MONDO

Gaza, la tregua che mantiene lo status quo

 

La tregua tra Hamas e Israele alla fine, com’era prevedibile, è arrivata dopo aver fatto sudare sette camice ai mediatori egiziani. Una tregua che, al pari degli altri cessate il fuoco “permanenti”, annuncia nuovi conflitti. I droni e i jet israeliani hanno smesso di lanciare bombe e la popolazione festeggia, Hamas gonfia il petto presentando l’accordo come una vittoria mentre Bibi Netanyahu deve tenere a bada gli uomori di un pezzo consistente di società isrealiana e della destra di governo che avrebbero più morti e distruzione.

Ora che le bombe hanno smesso di cadere e le pallottole di fischiare è opportuno provare a capire le ragioni e le conseguenze dell’ultimo conflitto scatenatosi sulla Striscia di Gaza.

– Alla luce dei risultati della campagna militare isrealiana è sempre più evidente come l’obiettivo principale di Israele sia mantenere lo status quo. Per farlo ciclicamente è necessario indebolire le capacità militari dell’avversario e le sue infrastrutture, mobilitare il paese contro il nemico (questa volta presentato con il volto efferato degli assassini di tre giovanissimi coloni), evitare la riunificazione della leadership palestinese. Quella contro Gaza, per quanto la conta dei morti sia tragiaca, non è una guerra di annientamento ma uno strumento di governo e gestione di un territorio, della sua popolazione “ostile” e delle risorse.

– La guerra guerreggiata rafforza le ragioni di chi vuole continuare con gli insediamenti illegali, i muri e l’apartheid, spostando in un domani indefinito la possibile soluzione del conflitto: se non è possibile immaginare così la nascita di uno Stato palestinese, per quanto a sovranità limitata, che avrebbe per le forze politiche isrealiane le caratteristiche di uno “stato canaglia”, figuriamoci un’unica nazione arabo-isrealiana!

– Il conflitto ha messo in luce come dentro Israele ci sia sempre meno spazio per l’opposizione alle politiche di apartheid: le immagini delle manifestazioni di contestazione ai raid su Gaza aggredite da squadracce di destra parlano chiaro. Lo stesso meccanismo è in atto in diverse comunità ebraiche nel mondo, dove l’identificazione con le politiche isrealiane “senza se e senza ma” annichilisce il dibattito e le posizioni dissonanti. Un circolo vizioso che si alimenta ad ogni nuovo conflitto ripropone lo schema binario amico/nemico senza possibili sfumature: se sei isrealiano, o di religione ebraica, devi stare con Israele, pena l’accusa di tradimento. In questo contesto appare sempre più urgente consolidare la solidarietà internazionale con le voci dell’opposizione isrealiana.

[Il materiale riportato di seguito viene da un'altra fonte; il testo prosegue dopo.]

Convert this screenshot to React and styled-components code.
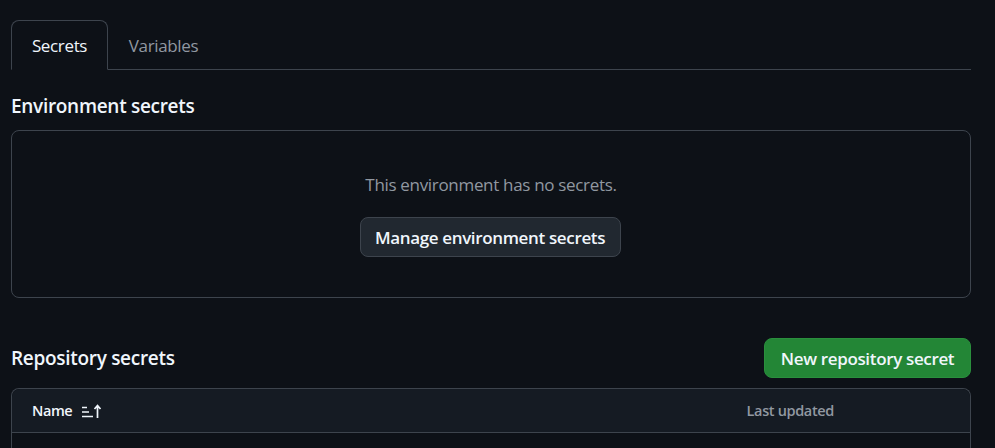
import React from 'react';
import styled, { createGlobalStyle } from 'styled-components';

const GlobalStyle = createGlobalStyle`
  html, body {
    margin: 0;
    height: 100%;
    background: #0d1117;
    overflow: hidden;
  }
  body {
    font-family: "Open Sans", "Noto Sans", "Liberation Sans", sans-serif;
    color: #f0f6fc;
  }
`;

const Page = styled.div`
  padding: 20px 24px 0 11px;
  height: 448px;
  box-sizing: border-box;
  overflow: hidden;
`;

const TabBar = styled.div`
  display: flex;
  height: 50px;
  border-bottom: 1px solid #3d444d;
  box-sizing: border-box;
`;

const Tab = styled.div`
  width: ${(p) => p.$width}px;
  height: 50px;
  box-sizing: border-box;
  display: flex;
  align-items: center;
  justify-content: center;
  font-size: 17px;
  letter-spacing: -0.35px;
  color: ${(p) => (p.$active ? '#f0f6fc' : '#9198a1')};
  border: 1px solid ${(p) => (p.$active ? '#3d444d' : 'transparent')};
  border-bottom: ${(p) => (p.$active ? '1px solid #0d1117' : 'none')};
  border-radius: 8px 8px 0 0;
`;

const SectionHeader = styled.div`
  display: flex;
  align-items: center;
  justify-content: space-between;
  height: 40px;
  margin-top: ${(p) => p.$top}px;
`;

const Title = styled.h3`
  margin: 0;
  font-size: 19px;
  font-weight: 600;
  letter-spacing: -0.3px;
`;

const EmptyBox = styled.div`
  margin-top: 4px;
  height: 168px;
  box-sizing: border-box;
  border: 1px solid #3d444d;
  border-radius: 8px;
  display: flex;
  flex-direction: column;
  align-items: center;
  padding-top: 40px;
`;

const EmptyText = styled.p`
  margin: 0;
  font-size: 17px;
  line-height: 28px;
  letter-spacing: -0.32px;
  color: #9198a1;
`;

const Button = styled.button`
  font-family: inherit;
  font-size: 17px;
  font-weight: 600;
  letter-spacing: -0.35px;
  height: ${(p) => p.$height}px;
  width: ${(p) => p.$width}px;
  padding: 0;
  border-radius: 8px;
  color: #f0f6fc;
  background: ${(p) => (p.$primary ? '#238636' : '#212830')};
  border: 1px solid ${(p) => (p.$primary ? '#2a8f3d' : '#3d444d')};
`;

const ManageButton = styled(Button)`
  margin: 18px 2px 0 0;
`;

const Table = styled.div`
  margin-top: 10px;
  height: 100px;
  border: 1px solid #3d444d;
  border-bottom: none;
  border-radius: 8px 8px 0 0;
  box-sizing: border-box;
`;

const TableHead = styled.div`
  display: flex;
  align-items: center;
  justify-content: space-between;
  height: 44px;
  box-sizing: border-box;
  background: #151b23;
  border-bottom: 1px solid #3d444d;
  border-radius: 8px 8px 0 0;
  padding: 0 136px 0 20px;
`;

const NameCell = styled.div`
  display: flex;
  align-items: center;
  gap: 10px;
  font-size: 14.5px;
  font-weight: 600;
  letter-spacing: -0.42px;
`;

const UpdatedCell = styled.div`
  font-size: 14.5px;
  font-weight: 600;
  letter-spacing: -0.35px;
  color: #9198a1;
`;

const SortIcon = () => (
  <svg width="21" height="14" viewBox="0 0 21 14" fill="none" stroke="#f0f6fc" strokeWidth="1.3">
    <path d="M0 3.5h5M0 8h7M0 12.5h11" />
    <path d="M15.5 14V1.5M12.5 5l3-3.5 3 3.5" strokeWidth="1.7" />
  </svg>
);

export default function App() {
  return (
    <Page>
      <GlobalStyle />
      <TabBar>
        <Tab $active $width={97}>Secrets</Tab>
        <Tab $width={111}>Variables</Tab>
      </TabBar>
      <SectionHeader $top={16}>
        <Title>Environment secrets</Title>
      </SectionHeader>
      <EmptyBox>
        <EmptyText>This environment has no secrets.</EmptyText>
        <ManageButton $width={261} $height={40}>Manage environment secrets</ManageButton>
      </EmptyBox>
      <SectionHeader $top={40}>
        <Title>Repository secrets</Title>
        <Button $primary $width={207} $height={40}>New repository secret</Button>
      </SectionHeader>
      <Table>
        <TableHead>
          <NameCell>
            Name
            <SortIcon />
          </NameCell>
          <UpdatedCell>Last updated</UpdatedCell>
        </TableHead>
      </Table>
    </Page>
  );
}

– Le manifestazioni e i riot in Cisgiordania hanno mostrato come sia possibile lo scoppio di una terza intifada, della disponibilità ad una rinnovata mobilitazione di ampi strati, in particolar modo giovanili, della società palestinese, anche al di là delle leadership dei partiti politici, laici o islamisti che siano, ampiamente screditati

– Al centro torna la questione della democrazia come possibile grimaldello per rimescolare le carte. Israele appare sempre di più una etnodemocrazia, il cui primo obiettivo è mantenere la maggioranza isrealiana ed ebraica dei cittadini con pieni diritti. Per farlo usa tutti gli strumenti a sua disposizione: le leggi di accesso alla cittadinanza, l’occupazione militare, l’arbitrarietà dell’accesso alle risorse e della libertà di movimento della popolazione araba dentro e fuori Israele. Il regime di apartheid deve cessare, per farlo è indispensabile una rinnovata mobilitazione internazionale che inventi nuove pratiche di azione diretta e di solidarietà.